Providers say it's impossible, but I don't see how it would be so hard. Here's my sketch of how it could work:
The main component is a system that monitors billing events and watches for the slope of the bill to ensure that there is enough runway to stay under the cap. Optionally, they could implement rate limits on resource creation to ensure that a sudden surge doesn't outrun the monitoring.
You also need notifications for when the projected spend exceeds the cap. Optionally, you could implement a soft cap, where no new resources can be created.
And finally, you need the hard cap where things start to get deleted. If they're feeling generous, the provider could implement a period where VM's/lambda's/etc are shut off, blob storage is not accessible, and so on so that the account holder has some time to fund the account and/or fix whatever is causing the overage.
That set of features are all totally within the competency of a cloud provider. Knowing how much things cost, billing for them, and turning them on and off is their main business. And I can't believe that they expect us to believe that it's impossible to do that tracking.
This is how I do system migrations. There are escalating warnings until one day the service is shutoff for an hour and turned back on. That wakes up any laggards that missed the dozen or so communications over a three-to-six month period. Finally, after a few more days, the service is shutdown for good and then data is deleted a week after that. Though I almost always keep a copy in cold storage. But that isn't necessary as a provider with a limited relationship to the client.

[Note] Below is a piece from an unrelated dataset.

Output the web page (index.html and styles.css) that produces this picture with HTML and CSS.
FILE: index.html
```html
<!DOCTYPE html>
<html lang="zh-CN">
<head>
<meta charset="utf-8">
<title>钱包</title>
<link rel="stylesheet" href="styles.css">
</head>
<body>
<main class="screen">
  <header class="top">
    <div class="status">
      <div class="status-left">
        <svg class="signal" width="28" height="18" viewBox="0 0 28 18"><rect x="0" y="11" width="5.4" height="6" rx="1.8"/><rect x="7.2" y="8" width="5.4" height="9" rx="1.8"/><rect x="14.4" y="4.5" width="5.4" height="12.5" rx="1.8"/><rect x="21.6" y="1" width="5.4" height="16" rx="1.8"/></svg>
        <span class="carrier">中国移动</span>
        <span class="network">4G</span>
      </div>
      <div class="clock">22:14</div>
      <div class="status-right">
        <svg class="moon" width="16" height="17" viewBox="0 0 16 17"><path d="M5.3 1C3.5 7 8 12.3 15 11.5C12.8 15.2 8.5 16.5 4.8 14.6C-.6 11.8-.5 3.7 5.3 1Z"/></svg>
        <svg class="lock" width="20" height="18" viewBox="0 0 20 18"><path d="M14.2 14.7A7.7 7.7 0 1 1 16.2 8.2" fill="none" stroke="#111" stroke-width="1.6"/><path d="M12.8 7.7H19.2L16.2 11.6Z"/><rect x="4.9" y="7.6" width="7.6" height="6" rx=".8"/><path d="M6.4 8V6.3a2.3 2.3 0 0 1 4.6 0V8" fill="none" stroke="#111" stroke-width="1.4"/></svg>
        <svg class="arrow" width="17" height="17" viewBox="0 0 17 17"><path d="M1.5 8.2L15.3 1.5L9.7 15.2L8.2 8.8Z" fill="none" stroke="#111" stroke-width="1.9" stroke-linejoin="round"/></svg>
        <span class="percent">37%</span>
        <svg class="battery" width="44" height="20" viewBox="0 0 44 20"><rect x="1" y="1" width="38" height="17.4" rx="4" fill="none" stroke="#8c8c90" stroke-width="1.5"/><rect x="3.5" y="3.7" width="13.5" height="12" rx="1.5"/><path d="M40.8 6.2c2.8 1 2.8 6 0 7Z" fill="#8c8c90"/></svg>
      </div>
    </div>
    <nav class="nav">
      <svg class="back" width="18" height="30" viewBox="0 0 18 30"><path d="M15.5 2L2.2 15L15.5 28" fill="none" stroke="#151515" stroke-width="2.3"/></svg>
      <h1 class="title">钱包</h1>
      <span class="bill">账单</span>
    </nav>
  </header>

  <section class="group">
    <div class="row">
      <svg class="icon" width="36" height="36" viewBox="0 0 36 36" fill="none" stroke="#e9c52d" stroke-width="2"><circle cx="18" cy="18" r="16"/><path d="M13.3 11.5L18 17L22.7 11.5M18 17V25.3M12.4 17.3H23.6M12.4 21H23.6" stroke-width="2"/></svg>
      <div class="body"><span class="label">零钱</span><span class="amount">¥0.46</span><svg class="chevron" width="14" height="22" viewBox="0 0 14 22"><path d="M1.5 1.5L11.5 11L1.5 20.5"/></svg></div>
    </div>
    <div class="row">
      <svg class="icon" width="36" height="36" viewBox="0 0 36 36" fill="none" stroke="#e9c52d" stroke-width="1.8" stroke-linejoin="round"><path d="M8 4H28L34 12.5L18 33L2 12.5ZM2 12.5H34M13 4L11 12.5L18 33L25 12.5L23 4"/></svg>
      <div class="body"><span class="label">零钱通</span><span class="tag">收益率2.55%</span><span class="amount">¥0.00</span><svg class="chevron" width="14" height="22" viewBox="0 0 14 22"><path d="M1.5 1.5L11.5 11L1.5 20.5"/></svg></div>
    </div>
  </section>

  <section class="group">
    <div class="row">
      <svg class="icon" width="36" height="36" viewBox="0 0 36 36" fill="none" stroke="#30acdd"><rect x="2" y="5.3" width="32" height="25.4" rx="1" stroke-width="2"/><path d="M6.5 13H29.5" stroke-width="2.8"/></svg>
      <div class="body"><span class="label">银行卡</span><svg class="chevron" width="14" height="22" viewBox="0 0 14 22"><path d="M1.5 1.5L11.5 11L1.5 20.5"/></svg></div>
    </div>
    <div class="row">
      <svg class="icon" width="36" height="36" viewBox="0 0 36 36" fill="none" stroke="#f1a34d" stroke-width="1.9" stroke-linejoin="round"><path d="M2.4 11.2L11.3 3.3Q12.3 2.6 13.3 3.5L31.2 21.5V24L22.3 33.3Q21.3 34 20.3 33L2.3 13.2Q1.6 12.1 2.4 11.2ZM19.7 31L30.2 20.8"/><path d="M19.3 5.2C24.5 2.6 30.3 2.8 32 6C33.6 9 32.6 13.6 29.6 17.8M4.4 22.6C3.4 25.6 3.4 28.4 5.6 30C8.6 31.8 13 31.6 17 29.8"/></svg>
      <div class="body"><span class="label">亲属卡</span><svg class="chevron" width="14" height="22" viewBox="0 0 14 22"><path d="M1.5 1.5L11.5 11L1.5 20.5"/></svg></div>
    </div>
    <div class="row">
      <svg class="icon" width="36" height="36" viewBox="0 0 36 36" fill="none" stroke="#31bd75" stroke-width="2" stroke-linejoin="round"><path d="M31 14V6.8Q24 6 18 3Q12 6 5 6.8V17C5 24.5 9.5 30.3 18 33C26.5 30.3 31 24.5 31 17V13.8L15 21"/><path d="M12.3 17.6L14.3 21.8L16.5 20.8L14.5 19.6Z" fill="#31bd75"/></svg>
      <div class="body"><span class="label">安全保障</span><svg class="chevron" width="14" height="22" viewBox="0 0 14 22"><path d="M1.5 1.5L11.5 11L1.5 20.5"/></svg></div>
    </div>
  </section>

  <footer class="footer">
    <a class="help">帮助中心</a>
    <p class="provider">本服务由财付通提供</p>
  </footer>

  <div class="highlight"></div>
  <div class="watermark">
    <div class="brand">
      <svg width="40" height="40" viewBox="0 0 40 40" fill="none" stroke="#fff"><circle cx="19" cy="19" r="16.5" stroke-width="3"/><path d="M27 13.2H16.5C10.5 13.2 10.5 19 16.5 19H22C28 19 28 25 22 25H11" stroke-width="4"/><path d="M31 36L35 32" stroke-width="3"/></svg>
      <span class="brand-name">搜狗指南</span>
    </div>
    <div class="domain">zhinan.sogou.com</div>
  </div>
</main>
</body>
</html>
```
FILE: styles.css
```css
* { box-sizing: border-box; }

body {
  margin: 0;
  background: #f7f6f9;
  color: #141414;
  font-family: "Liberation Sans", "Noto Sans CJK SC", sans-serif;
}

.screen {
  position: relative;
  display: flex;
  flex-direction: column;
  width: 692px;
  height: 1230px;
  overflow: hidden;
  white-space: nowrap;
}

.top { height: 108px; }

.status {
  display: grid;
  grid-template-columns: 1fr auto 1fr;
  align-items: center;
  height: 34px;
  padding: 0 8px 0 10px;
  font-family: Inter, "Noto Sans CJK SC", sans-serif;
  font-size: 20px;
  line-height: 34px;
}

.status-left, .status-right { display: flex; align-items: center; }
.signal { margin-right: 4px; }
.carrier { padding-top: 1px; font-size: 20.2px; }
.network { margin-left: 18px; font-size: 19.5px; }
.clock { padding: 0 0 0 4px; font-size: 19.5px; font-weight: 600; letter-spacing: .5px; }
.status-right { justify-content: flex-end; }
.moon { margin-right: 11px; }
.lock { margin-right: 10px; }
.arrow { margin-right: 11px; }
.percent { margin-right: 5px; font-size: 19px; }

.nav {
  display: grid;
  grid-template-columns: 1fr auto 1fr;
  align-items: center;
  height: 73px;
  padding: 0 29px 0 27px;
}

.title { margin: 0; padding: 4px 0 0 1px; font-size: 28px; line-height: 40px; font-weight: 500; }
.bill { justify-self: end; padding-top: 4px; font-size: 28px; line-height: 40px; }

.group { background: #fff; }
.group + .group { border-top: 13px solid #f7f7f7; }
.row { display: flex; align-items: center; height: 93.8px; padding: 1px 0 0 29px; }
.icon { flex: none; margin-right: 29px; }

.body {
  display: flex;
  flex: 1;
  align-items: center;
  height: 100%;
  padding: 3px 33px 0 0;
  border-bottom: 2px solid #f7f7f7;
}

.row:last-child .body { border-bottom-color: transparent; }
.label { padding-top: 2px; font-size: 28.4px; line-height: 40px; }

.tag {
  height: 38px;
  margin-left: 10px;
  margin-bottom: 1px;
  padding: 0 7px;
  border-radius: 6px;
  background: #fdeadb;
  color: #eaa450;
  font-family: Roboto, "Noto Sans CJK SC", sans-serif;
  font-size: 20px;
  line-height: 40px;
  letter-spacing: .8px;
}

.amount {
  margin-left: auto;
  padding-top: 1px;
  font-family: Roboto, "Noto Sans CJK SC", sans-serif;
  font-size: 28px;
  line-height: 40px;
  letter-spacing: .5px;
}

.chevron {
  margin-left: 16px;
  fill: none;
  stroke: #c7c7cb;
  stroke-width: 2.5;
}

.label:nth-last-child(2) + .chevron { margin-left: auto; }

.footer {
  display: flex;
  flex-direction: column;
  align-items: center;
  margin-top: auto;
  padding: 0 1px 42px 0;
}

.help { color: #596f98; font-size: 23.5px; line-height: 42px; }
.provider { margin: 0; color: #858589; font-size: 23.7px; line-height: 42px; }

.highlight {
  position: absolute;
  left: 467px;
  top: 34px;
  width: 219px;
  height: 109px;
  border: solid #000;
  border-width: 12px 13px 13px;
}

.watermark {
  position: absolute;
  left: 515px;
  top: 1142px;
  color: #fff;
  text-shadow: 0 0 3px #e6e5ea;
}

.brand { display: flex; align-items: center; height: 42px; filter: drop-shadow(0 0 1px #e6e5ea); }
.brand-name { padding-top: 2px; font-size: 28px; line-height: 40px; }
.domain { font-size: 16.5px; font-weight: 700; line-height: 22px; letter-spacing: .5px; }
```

Nobody's gaslighting you. It's not impossible to build this, though it is much more difficult than it seems (cloud billing is a large-scale eventually-consistent distributed system, and if you've done any distributed systems work the issue with plugging a system like that directly into a control loop should be obvious). It's just expensive to build, and disproportionately serves the interests of customers who aren't running real apps.

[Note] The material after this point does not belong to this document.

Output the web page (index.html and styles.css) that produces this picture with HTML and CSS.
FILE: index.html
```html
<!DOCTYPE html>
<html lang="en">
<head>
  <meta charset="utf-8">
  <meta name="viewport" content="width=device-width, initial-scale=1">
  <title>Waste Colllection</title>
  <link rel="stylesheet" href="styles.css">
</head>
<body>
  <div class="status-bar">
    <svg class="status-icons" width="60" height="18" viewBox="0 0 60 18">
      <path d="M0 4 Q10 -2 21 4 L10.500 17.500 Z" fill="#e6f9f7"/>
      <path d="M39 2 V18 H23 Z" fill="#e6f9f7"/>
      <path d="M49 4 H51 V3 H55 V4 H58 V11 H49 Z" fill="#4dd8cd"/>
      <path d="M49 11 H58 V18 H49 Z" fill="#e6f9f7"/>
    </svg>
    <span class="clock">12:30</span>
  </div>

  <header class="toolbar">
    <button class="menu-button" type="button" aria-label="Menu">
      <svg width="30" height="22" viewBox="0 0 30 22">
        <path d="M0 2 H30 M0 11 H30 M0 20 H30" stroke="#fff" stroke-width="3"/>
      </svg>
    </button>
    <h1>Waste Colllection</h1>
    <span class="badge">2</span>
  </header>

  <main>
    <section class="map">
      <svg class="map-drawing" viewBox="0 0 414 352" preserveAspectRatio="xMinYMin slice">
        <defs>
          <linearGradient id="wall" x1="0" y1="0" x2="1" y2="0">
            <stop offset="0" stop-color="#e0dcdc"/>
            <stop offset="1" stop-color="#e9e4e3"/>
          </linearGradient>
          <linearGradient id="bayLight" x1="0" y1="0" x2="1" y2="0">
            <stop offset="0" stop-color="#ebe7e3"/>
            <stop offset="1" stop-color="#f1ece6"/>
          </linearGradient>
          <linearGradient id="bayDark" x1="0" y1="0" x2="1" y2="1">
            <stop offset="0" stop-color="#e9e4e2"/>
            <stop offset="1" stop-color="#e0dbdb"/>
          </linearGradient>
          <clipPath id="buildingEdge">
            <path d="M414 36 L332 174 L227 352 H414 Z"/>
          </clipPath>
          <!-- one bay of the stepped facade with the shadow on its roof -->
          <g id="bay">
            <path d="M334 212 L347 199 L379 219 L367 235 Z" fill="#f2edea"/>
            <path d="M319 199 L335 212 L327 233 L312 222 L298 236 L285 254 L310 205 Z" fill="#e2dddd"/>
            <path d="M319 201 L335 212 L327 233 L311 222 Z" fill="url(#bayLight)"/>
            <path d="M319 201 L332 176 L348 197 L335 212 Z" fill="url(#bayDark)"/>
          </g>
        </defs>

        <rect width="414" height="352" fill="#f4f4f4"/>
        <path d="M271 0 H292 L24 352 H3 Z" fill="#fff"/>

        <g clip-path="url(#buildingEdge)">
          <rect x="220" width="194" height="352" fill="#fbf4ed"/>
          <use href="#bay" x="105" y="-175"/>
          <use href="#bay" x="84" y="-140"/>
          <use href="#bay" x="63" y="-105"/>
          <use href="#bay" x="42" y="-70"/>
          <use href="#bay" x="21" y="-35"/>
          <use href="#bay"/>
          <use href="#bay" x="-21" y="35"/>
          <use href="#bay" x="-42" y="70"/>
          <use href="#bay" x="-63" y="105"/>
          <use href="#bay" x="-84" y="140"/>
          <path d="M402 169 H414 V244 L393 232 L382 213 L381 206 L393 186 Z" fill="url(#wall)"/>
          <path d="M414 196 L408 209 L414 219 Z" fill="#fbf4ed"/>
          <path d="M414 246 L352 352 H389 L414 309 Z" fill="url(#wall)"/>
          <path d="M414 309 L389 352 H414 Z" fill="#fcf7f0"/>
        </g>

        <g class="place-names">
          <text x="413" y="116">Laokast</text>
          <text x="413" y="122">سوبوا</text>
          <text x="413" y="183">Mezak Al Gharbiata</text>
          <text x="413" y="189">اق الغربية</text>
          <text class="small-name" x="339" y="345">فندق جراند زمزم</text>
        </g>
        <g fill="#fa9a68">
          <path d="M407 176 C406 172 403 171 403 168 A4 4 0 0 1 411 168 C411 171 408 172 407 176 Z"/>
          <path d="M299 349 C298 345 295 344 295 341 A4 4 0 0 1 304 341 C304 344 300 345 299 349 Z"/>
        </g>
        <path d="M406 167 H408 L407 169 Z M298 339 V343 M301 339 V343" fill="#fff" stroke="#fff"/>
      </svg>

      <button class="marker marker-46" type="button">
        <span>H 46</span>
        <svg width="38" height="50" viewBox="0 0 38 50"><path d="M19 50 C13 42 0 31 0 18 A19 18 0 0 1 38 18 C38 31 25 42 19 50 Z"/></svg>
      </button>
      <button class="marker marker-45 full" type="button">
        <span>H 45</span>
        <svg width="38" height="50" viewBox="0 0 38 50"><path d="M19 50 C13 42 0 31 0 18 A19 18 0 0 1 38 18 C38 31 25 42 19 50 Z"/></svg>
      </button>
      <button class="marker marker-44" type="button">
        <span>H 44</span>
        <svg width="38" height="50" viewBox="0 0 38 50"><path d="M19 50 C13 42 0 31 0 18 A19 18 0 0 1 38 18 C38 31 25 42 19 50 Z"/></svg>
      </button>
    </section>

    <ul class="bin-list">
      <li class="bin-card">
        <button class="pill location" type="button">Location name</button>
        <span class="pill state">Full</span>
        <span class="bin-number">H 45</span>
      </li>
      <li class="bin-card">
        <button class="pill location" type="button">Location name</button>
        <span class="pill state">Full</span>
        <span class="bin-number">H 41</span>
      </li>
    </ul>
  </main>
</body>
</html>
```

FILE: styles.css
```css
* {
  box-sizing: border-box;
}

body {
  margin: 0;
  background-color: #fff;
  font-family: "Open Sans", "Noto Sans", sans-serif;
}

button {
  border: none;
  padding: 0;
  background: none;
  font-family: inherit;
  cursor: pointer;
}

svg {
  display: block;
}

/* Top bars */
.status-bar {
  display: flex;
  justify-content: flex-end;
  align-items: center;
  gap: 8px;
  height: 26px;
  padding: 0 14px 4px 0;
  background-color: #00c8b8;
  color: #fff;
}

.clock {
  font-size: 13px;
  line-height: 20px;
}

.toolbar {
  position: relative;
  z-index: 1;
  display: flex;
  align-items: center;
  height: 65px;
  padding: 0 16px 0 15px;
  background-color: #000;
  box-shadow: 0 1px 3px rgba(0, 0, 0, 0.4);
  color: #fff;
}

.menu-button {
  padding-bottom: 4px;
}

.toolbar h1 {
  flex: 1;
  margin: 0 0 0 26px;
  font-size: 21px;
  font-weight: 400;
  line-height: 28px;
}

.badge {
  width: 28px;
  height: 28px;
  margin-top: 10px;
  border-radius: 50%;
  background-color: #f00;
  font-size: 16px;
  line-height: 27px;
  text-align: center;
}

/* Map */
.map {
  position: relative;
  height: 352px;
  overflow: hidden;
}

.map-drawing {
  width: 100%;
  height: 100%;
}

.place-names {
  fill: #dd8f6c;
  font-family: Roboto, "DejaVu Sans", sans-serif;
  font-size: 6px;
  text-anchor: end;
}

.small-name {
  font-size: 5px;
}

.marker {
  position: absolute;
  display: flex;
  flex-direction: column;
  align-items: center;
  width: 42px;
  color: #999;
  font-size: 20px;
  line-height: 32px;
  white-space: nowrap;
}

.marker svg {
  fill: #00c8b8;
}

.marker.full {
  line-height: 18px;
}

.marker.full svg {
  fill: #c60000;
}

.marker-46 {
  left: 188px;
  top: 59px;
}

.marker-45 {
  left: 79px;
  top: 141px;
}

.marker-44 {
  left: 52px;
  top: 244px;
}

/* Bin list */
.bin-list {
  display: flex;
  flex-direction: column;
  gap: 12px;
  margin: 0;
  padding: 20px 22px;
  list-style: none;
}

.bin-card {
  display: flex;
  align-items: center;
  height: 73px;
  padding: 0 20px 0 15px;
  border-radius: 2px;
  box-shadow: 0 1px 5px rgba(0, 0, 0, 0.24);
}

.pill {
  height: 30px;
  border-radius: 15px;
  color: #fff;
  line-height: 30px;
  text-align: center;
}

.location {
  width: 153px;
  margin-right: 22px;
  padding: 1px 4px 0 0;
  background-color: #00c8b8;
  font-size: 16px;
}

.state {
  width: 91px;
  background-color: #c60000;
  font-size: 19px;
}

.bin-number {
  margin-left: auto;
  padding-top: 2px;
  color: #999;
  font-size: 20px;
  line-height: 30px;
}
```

At $25k/mo spend, you can talk to many cloud providers (certainly including us) to work out an "I can't get invoiced for more than $25k" solution which will not involve having your app turned off abruptly when the 2,500,001st cent get spent in October. What you'll notice in this thread is that people generally want billing caps for accounts they plan to spend, like, $10/mo on. And we can build cap systems for those people --- but they'll involve turning parts of the platform off for them.
I'm really pleading with people with strong opinions about hard caps to do the exercise of working out how these billing systems work. There are a huge number of apps running here, across a huge fleet of physicals, running in almost 40 regions around the world. Each of those apps has several different kinds of resources that meter at different granularities and incur different costs. Speaking as a witness to the creation of a new billing system just a month or two ago: it is kind of a miracle that these things work at all. Do the thought experiment, read some Call Me Maybe posts, and then tell me it's obvious that this feature should be straightforward to build.
It seems I've committed the cardinal sin of failing to specify my units. So to clarify, it's $25k per year.
But my mistake that aside, I appreciate your reply. I saw in another comment thread that you added that you have a blog post in the pipeline on building the new billing system. So I'm really looking forward to reading that. I've enjoyed reading other billing/payments content. And I'm sure your post will also be insightful and highly detailed.
I think it's so so fascinating that this feature is consistently solved at the contract/legal and customer support "layer" of the stack. That's really unpleasant to me, because it is a lot harder for me to wrap my head around the specifics of how different edge cases will play out.
Like as a programmer, I've built up all these skills on reaching technical documentation, understanding systems, their limits, and complex interactions. But instead of using that muscle memory, I have to try to talk with a human and deal with the seemingly intentional vagueness of the legal system.
It feels to me a lot like the story from Mitchell Hashimoto about dealing with the bank for his startup, where he was dodging calls from his account executive and generally behaving in a way that the bank is not used to from enterprise clients. [0]
I'm ready to admit my behavior is anti-social and irrational here. But, it is what comes natural to me.
This is meandering now. But, I just want to sneak in a bit more info on my use cases, since you also mentioned that people are wearing you down and you just might implement this if forced to.
I build and run internal tools (think CRUD & reporting/analytics) for a small department in an extremely large enterprise. Our stuff is on the order of 99.9% available. So not particularly great but not not terrible. But, others are extremely bad. For example, one vendor has over 36 hours of scheduled downtime per month. And that system is way more critical to the business than mine.
So the standard that my coworkers in the department have come to expect is very low. If the tool is down, they just continue with their day doing some other task.
Many of the systems I manage are also purely background jobs. And no one would even notice if they were down for 12-24 hours.
Lastly, we have external backups for everything (on a different provider) and every system's deployment is automated from creating the VM's, networks, and block storage all the way through to installing system dependencies, the app, and data.
So, if a system were to magically get deleted some day, I'd get paged and have it back up in about an hour. And this is totally fine for our business.
On the other side though, there will be dire consequences for my career if we go over $25k annual spend. Even if the bill arrives and we have to contact support, it will give my management a heart attack and they will absolutely remember come review time.
Given this environment, I'd really appreciate the ability to protect myself against misconfiguration or leaked keys causing me to get possibly fired. The data will be fine. And systems can be restored quickly. But the damage to my reputation, compensation, and future job can't be restored quickly.
The number you see on your bill is increasingly calculated by running some black box algorithm on top of the billing events your resources generate. Was it accidental or not? What is a "weird" deployment vs a normal deployment? By what factor should the spikes on your billing graph be smoothened? None of this can be deterministically calculated from the pricing page. And there's no way for you to do these checks yourself before deployment because you have no idea what this logic even is. So you are entirely at the mercy of the provider for "forgiveness".
Who wants to bet that some provider is going to launch "AI cloud billing" within the next year?